We did not detect a significant effect of anxiety on 24-week smoking status, although the slope of anxiety symptoms decreased more among nonsmokers at 24 weeks than it did among women who smoked. Some women admittedly smoked due to being “nervous” or “anxious,” but smokers described being affected by stress rather than anxiety.
In the present study, as in others (McBride & Pirie, 1990
; Solomon et al., 2007
), approximately half of women who returned to smoking did so within the initial 6 weeks postpartum. Future studies might explore whether there are different risk factors for “early” (within 6 weeks) versus “late” (6 weeks to 6 months) relapse. For example, some women relapsed early on in the postpartum period due to the stress of having a newborn, whereas others who relapsed around 12 weeks attributed their relapses to stress due to concerns about returning to work. Postpartum relapse prevention interventions for these women would have a different focus and timing.
We observed a relationship between these emotions and postpartum smoking, even though study participants were light smokers (prepregnancy average daily smoking rate was 8.4 cigarettes).

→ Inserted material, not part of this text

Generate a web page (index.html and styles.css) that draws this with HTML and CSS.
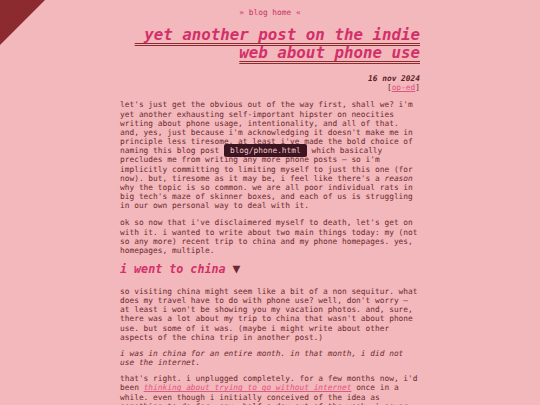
FILE: index.html
```html
<!DOCTYPE html>
<html>
<head>
<meta charset="utf-8">
<link rel="stylesheet" href="styles.css">
</head>
<body>
<div class="corner"></div>
<main class="page">
  <nav class="top"><a href="#">» blog home «</a></nav>
  <h1 class="title">&nbsp;yet another post on the indie web about phone use</h1>
  <div class="meta">
    <div class="date">16 nov 2024</div>
    <div class="tags">[<a href="#">op-ed</a>]</div>
  </div>
  <p class="first">let's just get the obvious out of the way first, shall we? i'm yet another exhausting self-important hipster on neocities writing about phone usage, intentionality, and all of that. and, yes, just because i'm acknowledging it doesn't make me in principle less tiresome, at least i've made the bold choice of naming this blog post <span class="tip">blog/phone.html</span> which basically precludes me from writing any more phone posts — so i'm implicitly committing to limiting myself to just this one (for now). but, tiresome as it may be, i feel like there's a <em>reason</em> why the topic is so common. we are all poor individual rats in big tech's maze of skinner boxes, and each of us is struggling in our own personal way to deal with it.</p>
  <p>ok so now that i've disclaimered myself to death, let's get on with it. i wanted to write about two main things today: my (not so any more) recent trip to china and my phone homepages. yes, homepages, multiple.</p>
  <h2 class="section">i went to china <span class="arrow">▼</span></h2>
  <p>so visiting china might seem like a bit of a non sequitur. what does my travel have to do with phone use? well, don't worry — at least i won't be showing you my vacation photos. and, sure, there was a lot about my trip to china that wasn't about phone use. but some of it was. (maybe i might write about other aspects of the china trip in another post.)</p>
  <p class="quote">i was in china for an entire month. in that month, i did not use the internet.</p>
  <p class="after">that's right. i unplugged completely. for a few months now, i'd been <a class="inline" href="#">thinking about trying to go without internet</a> once in a while. even though i initially conceived of the idea as something to do for, say, half a day out of the week, i never really got around to it.</p>
</main>
</body>
</html>
```
FILE: styles.css
```css
html, body {
  margin: 0;
  padding: 0;
  background: #f2b8bb;
}
body {
  font-family: "DejaVu Sans Mono", monospace;
  font-size: 7.85px;
  line-height: 9.15px;
  color: #6e2a31;
  overflow: hidden;
  height: 405px;
}
.corner {
  position: absolute;
  left: 0;
  top: 0;
  width: 45px;
  height: 45px;
  background: #8b2b2f;
  clip-path: polygon(0 0, 100% 0, 0 100%);
}
.page {
  width: 300px;
  margin: 0 auto;
}
.top {
  text-align: center;
  padding-top: 8px;
}
.top a {
  color: #c8346a;
  text-decoration: none;
}
.title {
  margin: 9px 0 0;
  text-align: right;
  font-size: 15.8px;
  line-height: 18px;
  font-weight: bold;
  font-style: italic;
  color: #d2306a;
  text-decoration: underline double #8b2b2f;
  text-decoration-thickness: 1.4px;
  text-underline-offset: 3px;
}
.meta {
  text-align: right;
  margin-top: 12px;
}
.date {
  font-weight: bold;
  font-style: italic;
  color: #5a1f26;
}
.tags a {
  color: #e0557f;
}
p {
  margin: 8px 0 0;
}
p.first {
  margin-top: 8px;
}
.tip {
  background: #3b1620;
  color: #f3c3cb;
  padding: 2px 6px;
  border-radius: 2px;
}
.section {
  margin: 6px 0 10px;
  font-size: 11.7px;
  line-height: 16px;
  font-weight: bold;
  font-style: italic;
  color: #d2306a;
}
.section + p {
  margin-top: 10px;
}
.arrow {
  font-style: normal;
  color: #6e2a31;
  font-size: 13px;
}
p.quote {
  font-style: italic;
  margin-top: 7px;
}
p.after {
  margin-top: 7px;
}
.inline {
  color: #e0557f;
  font-style: italic;
}
```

As a comparison, Solomon et al. (2007)
found that end-of-pregnancy BDI scores were related to 6-month smoking relapse and that the mean daily prepregnancy smoking rate was 15.2 cigarettes for smokers versus 10.1 cigarettes for abstainers. However, the relapse rate in our study was similar to previous studies, so the low rate of prepregnancy smoking was not salient in this work.
Study limitations should be noted. First, we relied on self-report to assess smoking status. Second, the sample size limited the power of our analysis to detect differences in BDI, BAI, and PSS scores between smokers and nonsmokers. Therefore, we cannot rule out a small effect of anxiety symptoms on postpartum smoking. The sample size also precluded our ability to adjust for potential confounders in the relationship between BDI, BAI, and PSS symptoms and postpartum smoking (e.g., smoking addiction, low social support, and weight gain concerns). Finally, although we assessed depressive, anxiety, and stress symptoms repeatedly, more frequent quantitative and qualitative assessments using an ecological momentary assessment technique (Shiffman et al., 2007
) would provide further insights into the relationship between these symptoms and postpartum smoking, as well as the context-specific triggers of relapse.
Three areas deserve further exploration with this population to inform clinical interventions. First, specifically which emotional symptoms are the most salient in this relationship? For example, within depression, is it irritability or a sense of worthlessness associated with relapse? Although we measured the BDI and BAI multiple times postpartum, we did not have a large enough sample size to examine which symptoms, or cluster of symptoms, were associated with postpartum relapse. A postpartum stressors scale is needed to assess the prominence and effects of specific stressors. Second, what are women's emotional coping processes? Qualitative descriptions of relapse episodes suggested that these women might struggle with affect regulation. They did not seem to know how to cope with negative feelings, so they reverted to smoking. Third, what is the relationship between emotions and other relapse risk factors? For example, are women more vulnerable to depressive symptoms when they are particularly sleepy?
In summary, the present study found that a composite of depressive, anxiety, and stress symptoms in the 24 weeks following delivery was associated with postpartum smoking among women who quit smoking during pregnancy. Larger, in-depth studies are needed to elucidate these associations and target risk factors to prevent postpartum relapse to smoking.